Forty young people from local grassroots organizations, youth friendly organizations, gender based organization, church and community based associations were recruited for the campaign. They are members of disenfranchised communities with at risk youths and are between the ages of 15 – 30 years old. Majority of the participants have not participated in any anti- intervention and about half of them are currently engaged in a low income earning economic activity while others are either students or not employed. Majority of the participants are already considering migrating or desiring to travel out of Nigeria through any available means to improve their livelihood.

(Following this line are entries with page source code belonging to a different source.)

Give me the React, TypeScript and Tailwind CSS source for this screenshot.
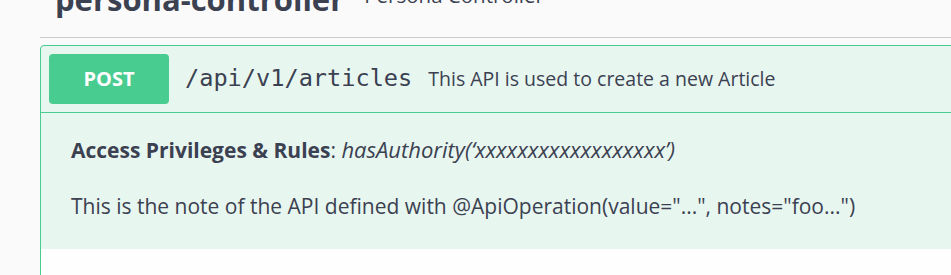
import React from "react";

export default function App() {
  return (
    <div className="w-[951px] h-[275px] overflow-hidden bg-[#fafafa] text-[#3b4151] [font-family:'Open_Sans',sans-serif]">
      <div className="ml-[40px] h-[38px] border-b border-[#cccccc] flex items-end pl-[15px]">
        <div className="flex items-end gap-[20px] mb-[22px]">
          <span className="text-[31px] leading-[31px] font-bold">persona-controller</span>
          <span className="text-[20.5px] leading-[20px] mb-[10px]">Persona Controller</span>
        </div>
      </div>
      <div className="ml-[40px] mt-[7px] w-[930px] border border-[#49cc90] rounded-[4px] bg-[#e8f6f0] overflow-hidden">
        <div className="flex items-center p-[8px] border-b border-[#49cc90]">
          <div className="w-[120px] h-[50px] rounded-[4px] bg-[#49cc90] flex items-center justify-center text-white font-bold text-[20px]">
            POST
          </div>
          <span className="ml-[16px] text-[23.6px] font-normal [font-family:'DejaVu_Sans_Mono',monospace] leading-none">
            /api/v1/articles
          </span>
          <span className="ml-[16px] text-[19.5px] leading-none">This API is used to create a new Article</span>
        </div>
        <div className="pl-[30px] pt-[22px] pb-[28px] text-[21px] leading-[30px]">
          <p className="h-[30px]">
            <span className="font-bold">Access Privileges &amp; Rules</span>:{" "}
            <i className="text-[22px] leading-none">hasAuthority(‘xxxxxxxxxxxxxxxxxx’)</i>
          </p>
          <p className="mt-[26px]">
            This is the note of the API defined with @ApiOperation(value="...", notes="foo...")
          </p>
        </div>
        <div className="h-[40px] bg-[#fefefe]"></div>
      </div>
    </div>
  );
}
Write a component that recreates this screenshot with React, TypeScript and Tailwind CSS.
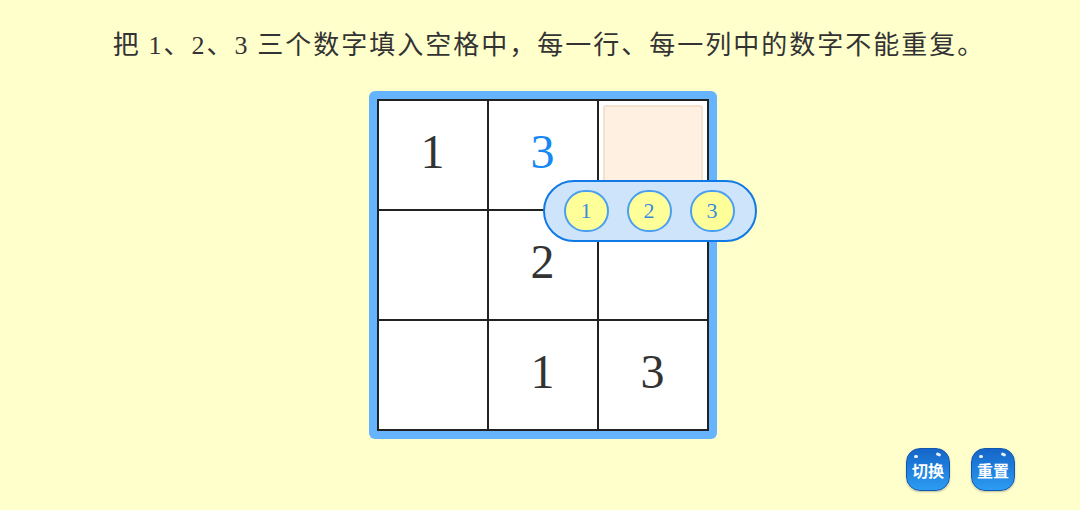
const CJK = "font-['Noto_Sans_CJK_SC',sans-serif]";
const SERIF = "font-['Liberation_Serif','DejaVu_Serif',serif]";

type Cell = { value?: string; blue?: boolean; active?: boolean };

const BOARD: Cell[] = [
  { value: "1" },
  { value: "3", blue: true },
  { active: true },
  {},
  { value: "2" },
  {},
  {},
  { value: "1" },
  { value: "3" },
];

function Num({ children }: { children: string }) {
  return <span className={SERIF}>{children}</span>;
}

function RoundButton({ label }: { label: string }) {
  return (
    <button className="relative grid h-[43px] w-[44px] place-items-center rounded-[14px] border border-[#1256b0] bg-gradient-to-b from-[#1565c8] to-[#2d9cf2] shadow-[0_1px_2px_rgba(0,0,0,0.25)]">
      <span className="absolute left-[7px] top-[6px] h-[3px] w-[4px] rounded-full bg-white/90" />
      <span className="absolute right-[8px] top-[4px] h-[3px] w-[5px] rotate-[20deg] rounded-full bg-white/90" />
      <span className={`${CJK} text-[16px] font-semibold leading-none text-white`}>{label}</span>
    </button>
  );
}

export default function App() {
  return (
    <div className="flex h-[510px] w-[1080px] flex-col bg-[#ffffcc]">
      <h1
        className={`${CJK} pl-[18px] pt-[25px] text-center text-[26px] leading-[36px] font-normal tracking-[2px] text-[#333]`}
      >
        把 <Num>1</Num>、<Num>2</Num>、<Num>3</Num> 三个数字填入空格中，每一行、每一列中的数字不能重复。
      </h1>

      <div className="mt-[27px] flex justify-center pl-[5px]">
        <div className="relative rounded-[6px] bg-[#66b3ff] p-2">
          <div className="grid grid-cols-3 gap-[2px] bg-[#222] p-[2px]">
            {BOARD.map((cell, i) => (
              <div
                key={i}
                className="grid h-[108px] w-[108px] place-items-center bg-white p-[4px]"
              >
                {cell.active ? (
                  <div className="h-full w-full rounded-[3px] border-2 border-[#f3e2d0] bg-[#fff0e1]" />
                ) : (
                  <span
                    className={`${SERIF} pb-[6px] text-[48px] leading-none ${
                      cell.blue ? "text-[#1687f5]" : "text-[#333]"
                    }`}
                  >
                    {cell.value}
                  </span>
                )}
              </div>
            ))}
          </div>

          {/* number picker */}
          <div className="absolute left-[174px] top-[89px] flex h-[62px] w-[214px] items-center gap-[18px] rounded-full border-2 border-[#0f7ae6] bg-[#cde4fb] pl-[19px]">
            {["1", "2", "3"].map((n) => (
              <span
                key={n}
                className={`${SERIF} grid h-[42px] w-[45px] place-items-center rounded-full border-2 border-[#4a9ff0] bg-[#ffff99] text-[22px] leading-none text-[#3b8ae0]`}
              >
                {n}
              </span>
            ))}
          </div>
        </div>
      </div>

      <div className="mt-[9px] flex justify-end gap-[21px] pr-[65px]">
        <RoundButton label="切换" />
        <RoundButton label="重置" />
      </div>
    </div>
  );
}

Nigerians constitute the largest population of migrants from developing countries in Africa to industrialized countries in Europe and elsewhere. The country has diverse migration configurations, including cross-borders movements, migration of contract workers, labor migrants and migration of skilled professionals. It is a migrant sending and receiving country. Nigerian migrants come from throughout the country, from diverse social classes, irrespective of age, educational background and ethnic origin. There is also a sizeable population of migrants in Nigeria (estimated in 2010 to be around 1.1 million people, out of a population of 140 million people) (UNPD, 2009).


Data on irregular migrants in Nigeria are not readily available and scanty yet hundreds of thousands of Nigerians have migrated to Europe, and many have also been victims of trafficking. Irregular migrants in Nigeria are those who enter the destination countries in a regular situation and overstay their visa and those who leave Nigeria without proper travel documentation and/or entered destination countries improperly or enter through the unofficial routes. Irregular migration occurs both out of and into Nigeria for variety of factors including poverty, deteriorating living conditions; persistent unemployment, conflicts, human deprivation, and the feeling of a dismal future in the country have created an environment conducive for human. More than 70 percent of Nigerians live below the national poverty line.

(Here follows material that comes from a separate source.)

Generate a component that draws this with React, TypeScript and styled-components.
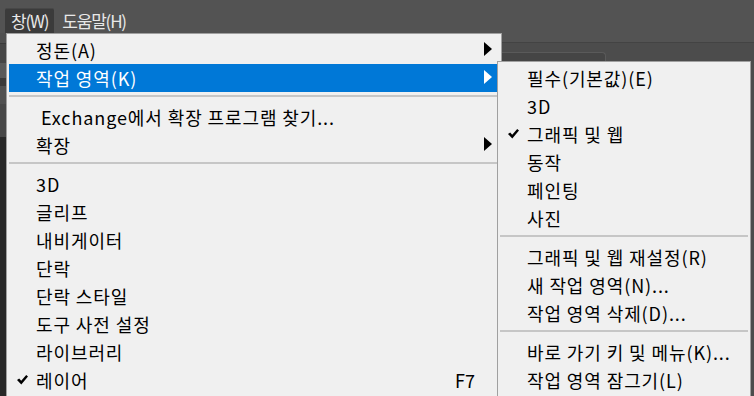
import React from "react";
import styled, { createGlobalStyle } from "styled-components";

const Global = createGlobalStyle`
  html, body { margin: 0; padding: 0; }
  body {
    background: #535353;
    font-family: "Noto Sans CJK KR", "Noto Sans", sans-serif;
    width: 754px;
    height: 396px;
    overflow: hidden;
  }
`;

const Page = styled.div`
  position: relative;
  width: 754px;
  height: 396px;
  display: grid;
  grid-template-rows: 33px 1fr;
  overflow: hidden;
`;

const TopBar = styled.div`
  display: flex;
  align-items: flex-end;
  gap: 2px;
  padding-left: 5px;
  background: #535353;
`;

const TopButton = styled.div<{ $active?: boolean }>`
  height: 25px;
  display: flex;
  align-items: center;
  padding: 0 6px 1px;
  box-sizing: border-box;
  font-size: 17px;
  letter-spacing: -1.2px;
  color: #e8e8e8;
  background: ${(p) => (p.$active ? "#3b3b3b" : "transparent")};
  border-top: 1px solid ${(p) => (p.$active ? "#474747" : "transparent")};
  border-radius: 2px 2px 0 0;
`;

const Workspace = styled.div`
  display: grid;
  grid-template-columns: 6px 1fr;
`;

const LeftStrip = styled.div`
  display: flex;
  flex-direction: column;
`;

const StripBlock = styled.div<{ $h: number; $c: string }>`
  height: ${(p) => p.$h}px;
  background: ${(p) => p.$c};
  flex: ${(p) => (p.$h === 0 ? 1 : "none")};
`;

const MainArea = styled.div`
  display: flex;
  flex-direction: column;
`;

const HeaderBand = styled.div`
  height: 9px;
  background: #535353;
  border-bottom: 1px solid #434343;
`;

const PanelBar = styled.div`
  height: 9px;
  background: #4c4c4c;
`;

const TabRow = styled.div`
  flex: 1;
  background: #4c4c4c;
  padding-left: 488px;
`;

const Tab = styled.div`
  width: 110px;
  height: 40px;
  background: #454545;
  border: 1px solid #5a5a5a;
  border-bottom: none;
  border-radius: 0 4px 0 0;
`;

const Menu = styled.div<{ $left: number; $top: number; $width: number }>`
  position: absolute;
  left: ${(p) => p.$left}px;
  top: ${(p) => p.$top}px;
  width: ${(p) => p.$width}px;
  box-sizing: border-box;
  background: #f0f0f0;
  border: 1px solid #a0a0a0;
  padding: 2px 2px 4px;
`;

const Item = styled.div<{ $active?: boolean }>`
  display: grid;
  grid-template-columns: 27px 1fr auto 17px;
  align-items: center;
  height: 28px;
  padding-right: 7px;
  font-size: 18px;
  letter-spacing: 0.9px;
  white-space: nowrap;
  background: ${(p) => (p.$active ? "#0078d7" : "transparent")};
  color: ${(p) => (p.$active ? "#ffffff" : "#000000")};
`;

const CheckCell = styled.div`
  display: flex;
  align-items: center;
  padding-left: 8px;
  height: 100%;
`;

const Label = styled.span`
  line-height: 28px;
`;

const Shortcut = styled.span`
  line-height: 28px;
  letter-spacing: 0;
`;

const ArrowCell = styled.div`
  display: flex;
  justify-content: flex-end;
  align-items: center;
  padding-bottom: 3px;
  height: 100%;
  box-sizing: border-box;
`;

const Separator = styled.div`
  height: 2px;
  margin: 3px 0 6px;
  background: #c6c6c6;
`;

const Check = () => (
  <svg width="11" height="10" viewBox="0 0 11 10">
    <polygon points="0,5 2.2,3.4 4.2,5.8 9.2,0 11,1.4 4.3,9.6" fill="#000" />
  </svg>
);

const Arrow = ({ color }: { color: string }) => (
  <svg width="8" height="14" viewBox="0 0 8 14">
    <polygon points="0,0 8,7 0,14" fill={color} />
  </svg>
);

type Entry =
  | { sep: true }
  | {
      sep?: false;
      label: string;
      checked?: boolean;
      sub?: boolean;
      active?: boolean;
      shortcut?: string;
    };

const mainItems: Entry[] = [
  { label: "정돈(A)", sub: true },
  { label: "작업 영역(K)", sub: true, active: true },
  { sep: true },
  { label: "\u00a0Exchange에서 확장 프로그램 찾기..." },
  { label: "확장", sub: true },
  { sep: true },
  { label: "3D" },
  { label: "글리프" },
  { label: "내비게이터" },
  { label: "단락" },
  { label: "단락 스타일" },
  { label: "도구 사전 설정" },
  { label: "라이브러리" },
  { label: "레이어", checked: true, shortcut: "F7" },
];

const subItems: Entry[] = [
  { label: "필수(기본값)(E)" },
  { label: "3D" },
  { label: "그래픽 및 웹", checked: true },
  { label: "동작" },
  { label: "페인팅" },
  { label: "사진" },
  { sep: true },
  { label: "그래픽 및 웹 재설정(R)" },
  { label: "새 작업 영역(N)..." },
  { label: "작업 영역 삭제(D)..." },
  { sep: true },
  { label: "바로 가기 키 및 메뉴(K)..." },
  { label: "작업 영역 잠그기(L)" },
];

const MenuList = ({ items }: { items: Entry[] }) => (
  <>
    {items.map((it, i) =>
      it.sep ? (
        <Separator key={i} />
      ) : (
        <Item key={i} $active={it.active}>
          <CheckCell>{it.checked && <Check />}</CheckCell>
          <Label>{it.label}</Label>
          <Shortcut>{it.shortcut}</Shortcut>
          <ArrowCell>
            {it.sub && <Arrow color={it.active ? "#ffffff" : "#000000"} />}
          </ArrowCell>
        </Item>
      )
    )}
  </>
);

export default function App() {
  return (
    <>
      <Global />
      <Page>
        <TopBar>
          <TopButton $active>창(W)</TopButton>
          <TopButton>도움말(H)</TopButton>
        </TopBar>
        <Workspace>
          <LeftStrip>
            <StripBlock $h={10} $c="#4f4f4f" />
            <StripBlock $h={1} $c="#3a3a3a" />
            <StripBlock $h={19} $c="#464646" />
            <StripBlock $h={15} $c="#5a5a5a" />
            <StripBlock $h={8} $c="#3a3a3a" />
            <StripBlock $h={18} $c="#505050" />
            <StripBlock $h={33} $c="#474747" />
            <StripBlock $h={0} $c="#282828" />
          </LeftStrip>
          <MainArea>
            <HeaderBand />
            <PanelBar />
            <TabRow>
              <Tab />
            </TabRow>
          </MainArea>
        </Workspace>
        <Menu $left={6} $top={33} $width={496}>
          <MenuList items={mainItems} />
        </Menu>
        <Menu $left={497} $top={61} $width={254}>
          <MenuList items={subItems} />
        </Menu>
      </Page>
    </>
  );
}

The trafficking network is based on a strong link, involving different categories of actors and contacts at the source, Nigeria, and destinations, mostly countries in southern Europe (Okojie et al., 2003). In 2009, the National Agency for the Prohibition of Traffic in Persons and Others Related Matters (NAPTIP) reported that 46 per cent of Nigerian victims of transnational trafficking are children; with the majority being girls trafficked for commercial sexual exploitation. In addition, women, girls and boys are trafficked between Nigeria and other West and Central African countries, primarily Benin, Cameroon, Gabon, the Gambia, Ghana and Niger, for forced labour in homes, on the streets and in quarries (IOM 2009).


The relationship between corruption and trafficking in human persons could be measured with instruments such as Transparency International's Corruption Perceptions Index (CPI) and the United States Trafficking in Persons List (TIP). The CPI, together with TIP, permits one to determine the extent to which a country tolerates trafficking in or through its territory and the extent to which it is seen to be corrupt. The expected standards under TIP include (a) national laws prohibiting and punishing acts of trafficking; (b) laws prescribing commensurate punishment for grave crimes" (such as trafficking involving rape, kidnapping or murder); (c) actions sufficiently deterrent to prevent trafficking; and (d) serious and sustained efforts to eliminate trafficking. Nigeria was categorized in tier 2 of the Trafficking in Persons Country List for 2001 compiled by the United States government and the Transparency International.


TIP and CPI studies conducted by the U.S. government suggest strongly that corruption and trafficking are strongly related. Indeed, the US Anti-Trafficking Act flatly states: trafficking in persons is often aided by official corruption in countries of origin, transit and destination, thereby threatening the rule of law." Basically, trafficking can be linked to state corruption through the activities or non-action of agencies of law enforcement, customs, immigration, and banking.


The urgent need to bridge the gap between corruption and human trafficking becomes more apparent when we see that public officials and private actors scarcely prosecuted or charged for their complicity in cases of human trafficking. In order to end impunity there needs to be a consensus within the international community and among governments and non-governmental organizations to incorporate human trafficking into the anti-corruption agenda and vice versa.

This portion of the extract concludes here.